Report, as a bare number, how many lines hold "that".

────────────────

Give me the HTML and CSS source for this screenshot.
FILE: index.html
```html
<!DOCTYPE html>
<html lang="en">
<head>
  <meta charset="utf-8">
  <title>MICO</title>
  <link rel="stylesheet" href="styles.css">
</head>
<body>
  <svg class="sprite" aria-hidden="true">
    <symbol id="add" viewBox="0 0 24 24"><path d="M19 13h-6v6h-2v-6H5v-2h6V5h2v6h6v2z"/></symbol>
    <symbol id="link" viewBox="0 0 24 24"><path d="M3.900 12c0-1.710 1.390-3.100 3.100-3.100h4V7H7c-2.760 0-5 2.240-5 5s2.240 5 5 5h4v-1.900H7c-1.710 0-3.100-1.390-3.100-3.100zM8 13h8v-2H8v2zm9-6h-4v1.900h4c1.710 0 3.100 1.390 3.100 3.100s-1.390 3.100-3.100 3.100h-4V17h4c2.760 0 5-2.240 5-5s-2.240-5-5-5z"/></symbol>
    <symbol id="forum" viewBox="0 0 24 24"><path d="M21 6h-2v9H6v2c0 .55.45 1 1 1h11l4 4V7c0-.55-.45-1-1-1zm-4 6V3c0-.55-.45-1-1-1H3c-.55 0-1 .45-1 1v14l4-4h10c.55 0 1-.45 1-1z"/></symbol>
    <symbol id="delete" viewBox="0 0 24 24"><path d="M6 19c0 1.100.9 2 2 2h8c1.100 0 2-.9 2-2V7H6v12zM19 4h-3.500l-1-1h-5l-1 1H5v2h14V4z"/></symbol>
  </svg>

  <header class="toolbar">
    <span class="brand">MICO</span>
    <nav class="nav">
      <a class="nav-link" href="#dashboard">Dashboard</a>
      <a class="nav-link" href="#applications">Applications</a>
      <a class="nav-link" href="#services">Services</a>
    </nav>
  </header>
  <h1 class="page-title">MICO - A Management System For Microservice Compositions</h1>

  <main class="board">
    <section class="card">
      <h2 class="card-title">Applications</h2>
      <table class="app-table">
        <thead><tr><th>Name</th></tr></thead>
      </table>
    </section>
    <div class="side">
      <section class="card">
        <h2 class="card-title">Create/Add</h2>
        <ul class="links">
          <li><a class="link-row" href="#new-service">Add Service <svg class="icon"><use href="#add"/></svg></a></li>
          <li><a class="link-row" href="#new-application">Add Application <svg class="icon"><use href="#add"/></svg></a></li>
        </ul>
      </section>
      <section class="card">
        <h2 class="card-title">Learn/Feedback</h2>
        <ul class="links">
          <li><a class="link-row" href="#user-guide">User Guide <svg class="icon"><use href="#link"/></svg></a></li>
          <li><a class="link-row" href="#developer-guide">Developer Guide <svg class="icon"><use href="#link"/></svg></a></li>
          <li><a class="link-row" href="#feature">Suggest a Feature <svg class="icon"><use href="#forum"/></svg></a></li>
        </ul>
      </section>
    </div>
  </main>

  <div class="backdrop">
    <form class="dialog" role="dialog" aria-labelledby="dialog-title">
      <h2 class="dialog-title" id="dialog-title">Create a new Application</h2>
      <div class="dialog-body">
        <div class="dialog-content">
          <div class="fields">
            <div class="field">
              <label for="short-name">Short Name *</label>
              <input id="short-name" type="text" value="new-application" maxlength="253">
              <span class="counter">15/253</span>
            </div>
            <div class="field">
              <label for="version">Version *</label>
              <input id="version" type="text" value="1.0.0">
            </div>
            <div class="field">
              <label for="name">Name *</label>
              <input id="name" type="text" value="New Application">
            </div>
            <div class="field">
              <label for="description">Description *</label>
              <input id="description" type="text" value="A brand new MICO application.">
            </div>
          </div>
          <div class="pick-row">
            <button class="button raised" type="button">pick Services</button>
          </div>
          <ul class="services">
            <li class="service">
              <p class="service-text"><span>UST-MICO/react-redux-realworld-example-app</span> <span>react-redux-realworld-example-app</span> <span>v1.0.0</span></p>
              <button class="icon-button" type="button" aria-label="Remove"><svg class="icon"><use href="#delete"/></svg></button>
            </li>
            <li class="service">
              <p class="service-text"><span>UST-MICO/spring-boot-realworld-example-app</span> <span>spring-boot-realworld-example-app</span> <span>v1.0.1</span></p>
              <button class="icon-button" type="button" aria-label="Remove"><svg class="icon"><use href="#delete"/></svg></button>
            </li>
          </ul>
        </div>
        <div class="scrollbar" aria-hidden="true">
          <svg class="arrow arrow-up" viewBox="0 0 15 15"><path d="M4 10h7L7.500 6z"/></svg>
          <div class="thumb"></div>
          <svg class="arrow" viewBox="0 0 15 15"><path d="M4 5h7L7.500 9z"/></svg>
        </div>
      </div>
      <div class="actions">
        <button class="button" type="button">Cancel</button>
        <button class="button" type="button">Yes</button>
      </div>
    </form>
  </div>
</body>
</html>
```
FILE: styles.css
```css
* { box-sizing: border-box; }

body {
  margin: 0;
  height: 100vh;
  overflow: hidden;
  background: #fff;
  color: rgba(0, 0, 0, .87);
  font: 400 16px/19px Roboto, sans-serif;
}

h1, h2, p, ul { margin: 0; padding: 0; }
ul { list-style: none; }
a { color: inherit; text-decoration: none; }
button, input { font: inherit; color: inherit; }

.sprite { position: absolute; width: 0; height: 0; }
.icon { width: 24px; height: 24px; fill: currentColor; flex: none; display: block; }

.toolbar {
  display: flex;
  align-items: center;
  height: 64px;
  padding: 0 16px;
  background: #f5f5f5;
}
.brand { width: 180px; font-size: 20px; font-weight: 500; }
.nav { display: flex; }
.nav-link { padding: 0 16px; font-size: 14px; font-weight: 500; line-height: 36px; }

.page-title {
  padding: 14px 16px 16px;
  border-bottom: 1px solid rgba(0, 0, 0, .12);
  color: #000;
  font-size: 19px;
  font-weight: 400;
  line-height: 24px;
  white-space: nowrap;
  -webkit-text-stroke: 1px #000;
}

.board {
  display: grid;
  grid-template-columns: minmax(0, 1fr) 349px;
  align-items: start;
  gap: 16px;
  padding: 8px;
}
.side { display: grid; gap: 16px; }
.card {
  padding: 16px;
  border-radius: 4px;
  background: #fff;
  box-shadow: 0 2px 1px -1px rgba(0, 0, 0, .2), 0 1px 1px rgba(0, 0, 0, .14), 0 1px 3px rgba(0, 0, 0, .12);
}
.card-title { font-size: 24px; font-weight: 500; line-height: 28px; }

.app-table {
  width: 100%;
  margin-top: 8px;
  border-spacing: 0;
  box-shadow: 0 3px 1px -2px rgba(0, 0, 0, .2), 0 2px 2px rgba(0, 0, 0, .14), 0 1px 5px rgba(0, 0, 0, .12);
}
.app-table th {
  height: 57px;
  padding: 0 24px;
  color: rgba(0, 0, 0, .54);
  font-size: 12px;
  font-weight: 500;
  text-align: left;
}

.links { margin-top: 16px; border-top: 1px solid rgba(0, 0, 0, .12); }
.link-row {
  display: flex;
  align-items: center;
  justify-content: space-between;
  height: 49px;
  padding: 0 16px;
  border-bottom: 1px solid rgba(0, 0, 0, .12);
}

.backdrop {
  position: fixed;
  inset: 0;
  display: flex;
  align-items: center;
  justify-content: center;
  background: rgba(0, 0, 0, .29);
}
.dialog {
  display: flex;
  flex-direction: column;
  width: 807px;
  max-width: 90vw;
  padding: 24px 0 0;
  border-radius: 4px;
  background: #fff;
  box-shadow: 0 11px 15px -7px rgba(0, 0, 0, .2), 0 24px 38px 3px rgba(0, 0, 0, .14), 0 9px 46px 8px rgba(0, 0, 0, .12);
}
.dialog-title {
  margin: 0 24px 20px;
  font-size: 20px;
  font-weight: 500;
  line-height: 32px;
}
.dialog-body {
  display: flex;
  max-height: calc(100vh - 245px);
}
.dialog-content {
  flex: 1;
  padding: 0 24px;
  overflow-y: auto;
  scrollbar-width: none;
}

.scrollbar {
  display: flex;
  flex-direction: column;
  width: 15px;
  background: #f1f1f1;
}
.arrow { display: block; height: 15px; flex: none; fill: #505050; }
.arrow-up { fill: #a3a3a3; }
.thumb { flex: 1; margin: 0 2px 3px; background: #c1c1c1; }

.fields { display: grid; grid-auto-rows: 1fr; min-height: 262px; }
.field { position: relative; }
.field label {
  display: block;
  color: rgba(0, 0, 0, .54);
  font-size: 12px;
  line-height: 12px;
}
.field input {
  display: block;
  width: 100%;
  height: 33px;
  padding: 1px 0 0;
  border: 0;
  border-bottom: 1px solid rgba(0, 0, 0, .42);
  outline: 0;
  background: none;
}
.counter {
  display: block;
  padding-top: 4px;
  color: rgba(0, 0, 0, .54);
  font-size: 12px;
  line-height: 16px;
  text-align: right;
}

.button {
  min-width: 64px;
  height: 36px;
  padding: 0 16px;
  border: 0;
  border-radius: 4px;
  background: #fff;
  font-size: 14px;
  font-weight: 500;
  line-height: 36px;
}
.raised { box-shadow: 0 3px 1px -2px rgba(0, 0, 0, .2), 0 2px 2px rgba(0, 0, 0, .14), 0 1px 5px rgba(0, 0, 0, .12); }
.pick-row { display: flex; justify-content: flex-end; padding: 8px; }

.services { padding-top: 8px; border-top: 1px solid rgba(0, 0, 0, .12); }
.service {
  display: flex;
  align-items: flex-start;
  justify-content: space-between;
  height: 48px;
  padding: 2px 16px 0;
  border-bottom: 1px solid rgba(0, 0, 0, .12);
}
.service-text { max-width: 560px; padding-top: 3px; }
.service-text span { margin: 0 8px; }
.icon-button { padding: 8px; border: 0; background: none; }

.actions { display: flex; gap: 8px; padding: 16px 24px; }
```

────────────────

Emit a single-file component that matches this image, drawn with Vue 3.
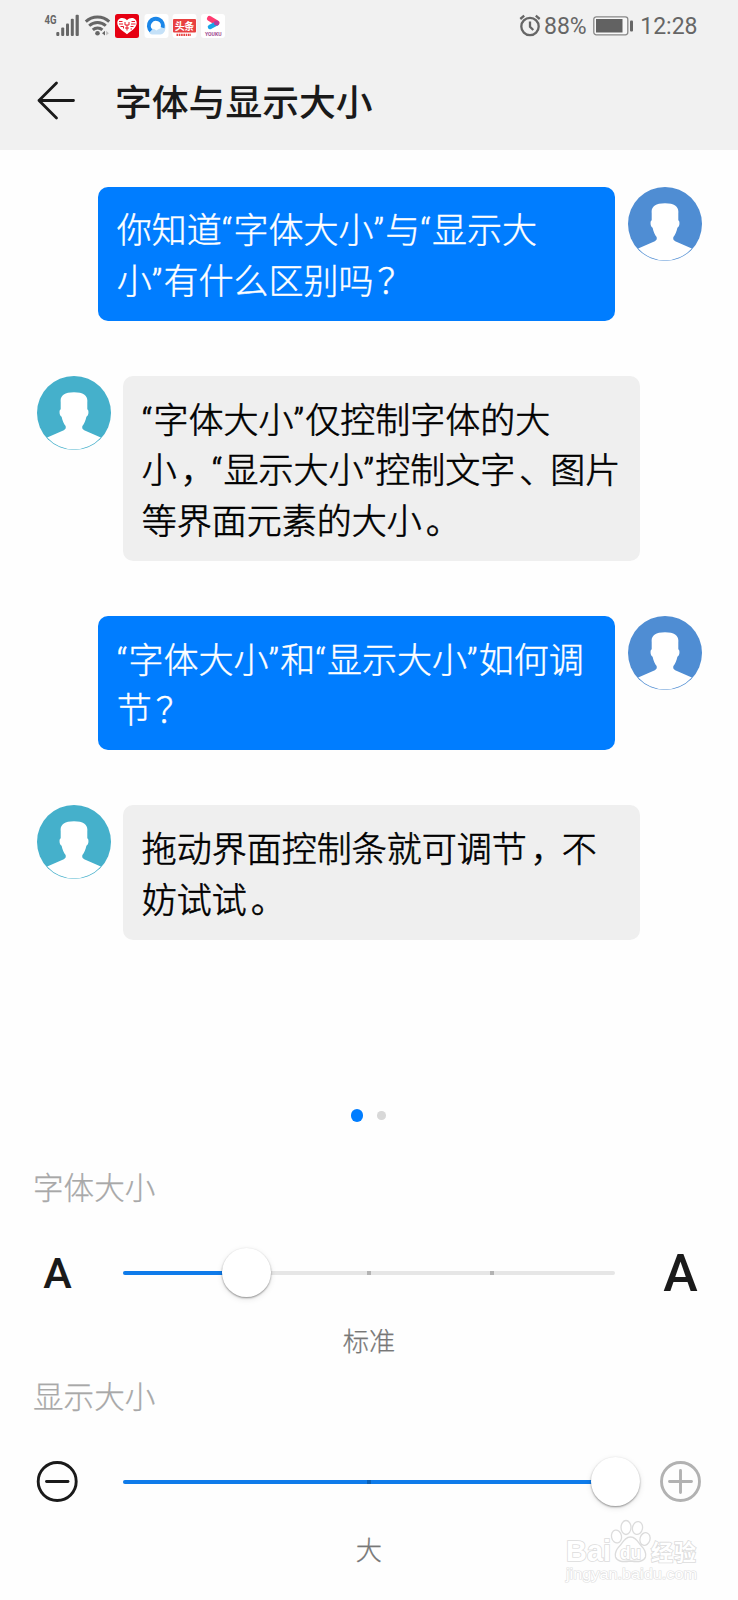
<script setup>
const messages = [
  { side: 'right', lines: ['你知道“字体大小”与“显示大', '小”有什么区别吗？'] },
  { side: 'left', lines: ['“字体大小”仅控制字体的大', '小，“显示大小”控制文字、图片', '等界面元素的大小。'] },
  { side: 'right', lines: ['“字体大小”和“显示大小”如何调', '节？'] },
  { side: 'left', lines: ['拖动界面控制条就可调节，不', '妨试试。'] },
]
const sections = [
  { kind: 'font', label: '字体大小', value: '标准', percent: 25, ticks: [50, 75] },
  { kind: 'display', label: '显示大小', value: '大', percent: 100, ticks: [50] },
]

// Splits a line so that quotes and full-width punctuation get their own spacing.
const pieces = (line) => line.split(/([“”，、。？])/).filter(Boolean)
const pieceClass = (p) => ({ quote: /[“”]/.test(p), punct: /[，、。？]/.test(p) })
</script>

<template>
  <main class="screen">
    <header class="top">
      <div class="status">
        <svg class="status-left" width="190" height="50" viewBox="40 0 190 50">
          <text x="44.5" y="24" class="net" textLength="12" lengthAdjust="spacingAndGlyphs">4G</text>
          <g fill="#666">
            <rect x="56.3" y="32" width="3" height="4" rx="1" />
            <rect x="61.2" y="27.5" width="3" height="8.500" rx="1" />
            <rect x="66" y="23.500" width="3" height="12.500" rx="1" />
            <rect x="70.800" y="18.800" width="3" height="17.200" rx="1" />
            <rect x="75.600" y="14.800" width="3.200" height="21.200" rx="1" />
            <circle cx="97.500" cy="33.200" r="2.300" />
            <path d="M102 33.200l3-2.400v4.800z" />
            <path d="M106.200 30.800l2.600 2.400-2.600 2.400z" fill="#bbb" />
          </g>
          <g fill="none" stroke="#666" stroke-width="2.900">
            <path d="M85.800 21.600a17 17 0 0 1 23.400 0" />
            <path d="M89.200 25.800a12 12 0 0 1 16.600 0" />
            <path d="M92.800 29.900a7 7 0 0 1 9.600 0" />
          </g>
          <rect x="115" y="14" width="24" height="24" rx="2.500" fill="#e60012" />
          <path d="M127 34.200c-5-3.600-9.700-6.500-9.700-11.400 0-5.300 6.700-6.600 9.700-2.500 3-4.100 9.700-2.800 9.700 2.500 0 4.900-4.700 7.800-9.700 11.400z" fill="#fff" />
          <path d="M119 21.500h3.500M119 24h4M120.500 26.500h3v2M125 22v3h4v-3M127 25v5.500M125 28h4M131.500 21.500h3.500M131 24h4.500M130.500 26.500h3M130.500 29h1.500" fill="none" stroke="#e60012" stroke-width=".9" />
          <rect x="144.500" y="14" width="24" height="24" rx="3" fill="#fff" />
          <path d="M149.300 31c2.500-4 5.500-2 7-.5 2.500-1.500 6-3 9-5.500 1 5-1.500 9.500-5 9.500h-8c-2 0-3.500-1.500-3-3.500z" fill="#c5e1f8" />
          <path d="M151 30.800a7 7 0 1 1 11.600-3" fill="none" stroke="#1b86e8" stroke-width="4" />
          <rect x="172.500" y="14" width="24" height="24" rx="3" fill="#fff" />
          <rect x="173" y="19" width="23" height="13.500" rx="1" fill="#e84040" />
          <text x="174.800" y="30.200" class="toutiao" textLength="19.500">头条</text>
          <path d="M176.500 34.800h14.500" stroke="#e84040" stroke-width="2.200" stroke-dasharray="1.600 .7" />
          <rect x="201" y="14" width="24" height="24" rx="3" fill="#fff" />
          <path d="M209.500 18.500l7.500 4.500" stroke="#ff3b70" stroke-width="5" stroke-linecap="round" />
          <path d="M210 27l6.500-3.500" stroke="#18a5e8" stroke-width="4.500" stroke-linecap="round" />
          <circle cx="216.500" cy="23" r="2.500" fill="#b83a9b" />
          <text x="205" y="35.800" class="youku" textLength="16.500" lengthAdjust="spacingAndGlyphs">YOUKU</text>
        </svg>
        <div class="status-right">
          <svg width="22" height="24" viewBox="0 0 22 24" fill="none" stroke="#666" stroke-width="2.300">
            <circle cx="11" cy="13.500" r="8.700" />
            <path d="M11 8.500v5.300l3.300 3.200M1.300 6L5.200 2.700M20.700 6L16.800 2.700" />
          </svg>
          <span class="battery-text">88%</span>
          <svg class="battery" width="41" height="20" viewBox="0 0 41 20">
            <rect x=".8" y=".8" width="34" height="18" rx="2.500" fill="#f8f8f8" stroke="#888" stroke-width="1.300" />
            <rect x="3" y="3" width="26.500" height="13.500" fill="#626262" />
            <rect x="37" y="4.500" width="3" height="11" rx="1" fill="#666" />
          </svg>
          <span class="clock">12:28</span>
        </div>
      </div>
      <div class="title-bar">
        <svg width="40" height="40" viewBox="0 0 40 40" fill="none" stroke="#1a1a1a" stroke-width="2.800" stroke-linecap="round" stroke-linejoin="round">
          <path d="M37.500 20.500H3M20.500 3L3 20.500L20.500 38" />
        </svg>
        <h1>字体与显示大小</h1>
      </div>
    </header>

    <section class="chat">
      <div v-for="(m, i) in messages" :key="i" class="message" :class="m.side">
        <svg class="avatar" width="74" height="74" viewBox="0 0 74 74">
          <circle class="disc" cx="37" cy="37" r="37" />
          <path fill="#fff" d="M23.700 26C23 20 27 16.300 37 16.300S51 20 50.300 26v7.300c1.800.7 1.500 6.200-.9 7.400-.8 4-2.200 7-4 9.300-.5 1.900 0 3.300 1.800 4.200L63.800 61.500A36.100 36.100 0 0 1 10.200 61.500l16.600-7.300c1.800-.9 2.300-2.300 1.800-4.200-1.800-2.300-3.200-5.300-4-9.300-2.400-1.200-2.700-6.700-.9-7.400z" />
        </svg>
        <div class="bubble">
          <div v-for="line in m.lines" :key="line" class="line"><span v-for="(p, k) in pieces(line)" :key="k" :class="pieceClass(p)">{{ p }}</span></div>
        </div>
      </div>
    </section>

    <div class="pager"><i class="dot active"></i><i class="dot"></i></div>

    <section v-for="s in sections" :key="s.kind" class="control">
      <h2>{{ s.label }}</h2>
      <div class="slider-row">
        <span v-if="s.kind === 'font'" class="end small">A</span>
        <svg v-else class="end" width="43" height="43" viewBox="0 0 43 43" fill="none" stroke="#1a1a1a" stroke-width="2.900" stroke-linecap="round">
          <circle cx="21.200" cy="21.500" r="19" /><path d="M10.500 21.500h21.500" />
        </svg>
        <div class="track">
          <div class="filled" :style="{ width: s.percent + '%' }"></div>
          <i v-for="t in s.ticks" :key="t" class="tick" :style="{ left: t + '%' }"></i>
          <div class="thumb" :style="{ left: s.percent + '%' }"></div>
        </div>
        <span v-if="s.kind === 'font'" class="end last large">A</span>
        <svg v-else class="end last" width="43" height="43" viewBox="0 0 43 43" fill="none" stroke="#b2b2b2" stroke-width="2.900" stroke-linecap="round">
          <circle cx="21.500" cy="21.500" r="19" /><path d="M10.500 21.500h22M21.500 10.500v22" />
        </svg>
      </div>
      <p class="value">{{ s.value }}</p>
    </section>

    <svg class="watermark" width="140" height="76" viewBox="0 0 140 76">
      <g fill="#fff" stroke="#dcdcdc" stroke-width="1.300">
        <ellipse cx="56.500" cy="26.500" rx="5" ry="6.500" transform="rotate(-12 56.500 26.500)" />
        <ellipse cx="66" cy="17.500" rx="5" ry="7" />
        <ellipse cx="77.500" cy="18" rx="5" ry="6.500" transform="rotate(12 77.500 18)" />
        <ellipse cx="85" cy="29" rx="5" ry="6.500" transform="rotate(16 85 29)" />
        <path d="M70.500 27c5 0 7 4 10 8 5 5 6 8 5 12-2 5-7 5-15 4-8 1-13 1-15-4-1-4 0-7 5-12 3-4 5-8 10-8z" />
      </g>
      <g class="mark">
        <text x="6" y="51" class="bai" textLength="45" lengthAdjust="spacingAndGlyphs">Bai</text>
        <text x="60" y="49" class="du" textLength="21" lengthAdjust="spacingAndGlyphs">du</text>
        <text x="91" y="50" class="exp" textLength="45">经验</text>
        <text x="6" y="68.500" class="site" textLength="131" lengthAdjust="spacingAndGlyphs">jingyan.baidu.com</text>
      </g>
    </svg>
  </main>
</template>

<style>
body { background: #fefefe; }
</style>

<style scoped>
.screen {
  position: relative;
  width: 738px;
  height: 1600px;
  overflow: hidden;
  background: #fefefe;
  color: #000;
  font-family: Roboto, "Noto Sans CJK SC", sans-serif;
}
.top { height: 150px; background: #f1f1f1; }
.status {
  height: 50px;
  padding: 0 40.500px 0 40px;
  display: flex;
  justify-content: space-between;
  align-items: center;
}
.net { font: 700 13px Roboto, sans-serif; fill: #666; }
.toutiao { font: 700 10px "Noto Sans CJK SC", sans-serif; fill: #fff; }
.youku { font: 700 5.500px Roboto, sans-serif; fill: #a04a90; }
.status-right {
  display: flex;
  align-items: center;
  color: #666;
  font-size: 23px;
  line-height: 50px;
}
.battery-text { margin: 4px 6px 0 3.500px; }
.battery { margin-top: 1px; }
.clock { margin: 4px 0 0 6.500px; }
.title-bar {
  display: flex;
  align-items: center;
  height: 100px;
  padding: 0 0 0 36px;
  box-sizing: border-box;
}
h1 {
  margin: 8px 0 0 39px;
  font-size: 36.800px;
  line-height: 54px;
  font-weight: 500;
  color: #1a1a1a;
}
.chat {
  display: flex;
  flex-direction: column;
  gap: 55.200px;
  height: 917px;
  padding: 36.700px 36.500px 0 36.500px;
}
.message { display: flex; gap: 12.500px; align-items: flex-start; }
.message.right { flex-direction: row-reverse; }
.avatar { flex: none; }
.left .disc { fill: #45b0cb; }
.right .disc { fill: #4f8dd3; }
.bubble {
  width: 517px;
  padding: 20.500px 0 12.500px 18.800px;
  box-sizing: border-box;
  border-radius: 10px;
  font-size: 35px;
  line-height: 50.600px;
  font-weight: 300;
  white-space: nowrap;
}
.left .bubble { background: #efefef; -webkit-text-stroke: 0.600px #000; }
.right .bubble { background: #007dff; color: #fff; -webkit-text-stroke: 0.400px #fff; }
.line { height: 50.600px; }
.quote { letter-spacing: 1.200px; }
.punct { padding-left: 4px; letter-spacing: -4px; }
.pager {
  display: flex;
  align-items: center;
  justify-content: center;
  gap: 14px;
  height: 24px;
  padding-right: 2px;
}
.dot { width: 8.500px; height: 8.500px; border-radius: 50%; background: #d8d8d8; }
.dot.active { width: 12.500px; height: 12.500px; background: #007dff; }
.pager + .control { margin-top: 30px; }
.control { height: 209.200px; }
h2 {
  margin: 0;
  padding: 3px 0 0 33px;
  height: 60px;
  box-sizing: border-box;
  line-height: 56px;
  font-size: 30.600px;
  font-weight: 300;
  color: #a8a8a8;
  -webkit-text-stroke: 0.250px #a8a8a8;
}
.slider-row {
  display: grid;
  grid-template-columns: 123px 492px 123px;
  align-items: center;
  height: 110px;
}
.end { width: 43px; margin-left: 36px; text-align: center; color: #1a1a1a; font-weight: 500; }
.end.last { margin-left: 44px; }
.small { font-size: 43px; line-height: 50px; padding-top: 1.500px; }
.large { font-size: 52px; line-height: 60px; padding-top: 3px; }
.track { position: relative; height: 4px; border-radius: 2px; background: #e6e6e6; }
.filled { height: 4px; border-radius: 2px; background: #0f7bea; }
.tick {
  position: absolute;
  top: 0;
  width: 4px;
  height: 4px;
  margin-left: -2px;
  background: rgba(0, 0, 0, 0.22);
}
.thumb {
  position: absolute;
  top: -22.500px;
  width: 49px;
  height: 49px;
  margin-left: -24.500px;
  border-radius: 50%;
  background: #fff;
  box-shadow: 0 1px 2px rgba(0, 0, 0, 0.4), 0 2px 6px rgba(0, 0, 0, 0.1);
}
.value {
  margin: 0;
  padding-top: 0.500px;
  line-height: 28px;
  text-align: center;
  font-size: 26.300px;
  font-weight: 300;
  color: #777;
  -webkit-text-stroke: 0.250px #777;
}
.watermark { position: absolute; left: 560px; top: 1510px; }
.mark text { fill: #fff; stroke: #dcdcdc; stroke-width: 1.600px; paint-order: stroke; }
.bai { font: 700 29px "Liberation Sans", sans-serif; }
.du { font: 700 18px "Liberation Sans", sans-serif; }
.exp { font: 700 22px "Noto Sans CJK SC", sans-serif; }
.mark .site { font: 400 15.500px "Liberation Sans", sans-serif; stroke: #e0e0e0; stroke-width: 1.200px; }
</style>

────────────────

-- Finished exercise --
2